The example of German thoroughness had no small influence in fostering the new movement in history. It acted most directly on the students of ancient history, and Niebuhr was the channel through which it was transmitted to England. Before the middle of the century his authority was hardly questioned, though a little later we can trace the reaction in the works of Sir George Cornewall Lewis and others; and now it is no longer possible to conjure with the Pelasgians. But whatever doubts may cloud some of the conclusions of Niebuhr, it was he who enabled the English historians to breathe life into the dry bones of ancient history. Thomas Arnold, Thirlwall and Grote were all inspired by him. Taking these writers as a group, we may remark one important difference between them and the writers of modern history. The historians of the ancient world are wider in their range, and in their works it is still possible to trace the whole life of a people.
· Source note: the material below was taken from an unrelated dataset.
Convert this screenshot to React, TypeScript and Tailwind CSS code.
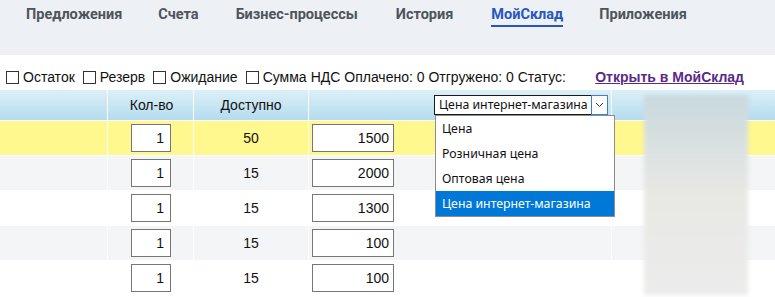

Thirlwall and Grote embrace all the history of Greece down to the period of decay, and only Arnold’s early death prevented him from being equally comprehensive. The reason is that there is a certain finality about ancient history. The materials are manageable in quantity, and there neither have been nor can be such additions to them as to those on which modern history is based.

Thomas Arnold
(1795-1842).

Thomas Arnold was a man of untiring energy, and he found for his energies three channels, two of them practical and one literary. It is as a schoolmaster that he has won his widest, and what will probably prove his most enduring fame. Some unfavourable critics have insisted that Arnold’s Rugby boy could only be described by the slang term, prig. But such criticism is merely the revolt against excessive praise. There may have been some intellectual and moral coxcombry developed in early years by many of Arnold’s pupils; but that is not the mature characteristic of men like Clough and Stanley and Dean Vaughan. Moreover, Thomas Arnold was emphatically one of those men from whom virtue goes out; and a result due to affectation can hardly have come from a character so simple and so sincere.